Several flew before the Wrights, but the Wrights perfected controlled flight, which is evidenced in the fact that they were able to continue flying while this Connecticut German disappeared into obscurity.
Flying a heavier than air plane down hill is one thing. Getting it back to where it took off quite another. The Wrights did a lot of gliding to learn how to control their aircraft, and make an airplane that could be contolled, before they tried one with an engine. The Wrights were also early masters of self promotion and patents.
Somewhere in the early stages of my marriage my wife told me Santos-Dumont was the first to fly, not the Wright Brothers. I never heard of him until that day. It's all about documentation, credibility, rules of the game and witnesses, I guess.
The French have a good argument that an early French aviator, Bleriot (sp), actually has a better claim to controlled flight since his plane took off under its own power, flew, then landed. The Wrights were using a catapult to launch their plane...so it wasnt 100% aircraft powered flight due to that capatult assist.

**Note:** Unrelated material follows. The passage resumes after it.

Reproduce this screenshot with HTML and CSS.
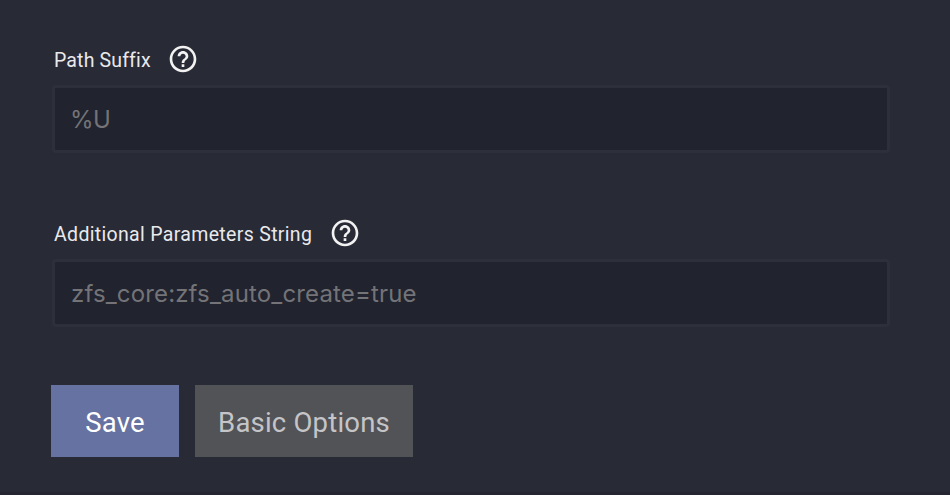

The Wrights did figure the basics of aircraft control, though. However they never sucessfully commercialized their invention, and they were bypassed by technology fairly quickly.
Santos Dumont was the first to take the balloon concept (which was also a French invention) and apply control to that (essentially developing the first zeppelin or dirigible), but this is a different kind of flight than the Wrights were trying for.
The story of flight is probably better thought of as something that was going to happen sooner or later, since a lot of people were working on flight at the same time, getting the science and technology down....It was a big international effort, so perhaps breakthroughs started happening at differnt places around the world at the same time.
Naturally us Texans can make two claims to top y'all.
Check out Jacob Brodbeck (1865 (or '68).
and also the Reverend Cannon's Ezekiel Airship (1902).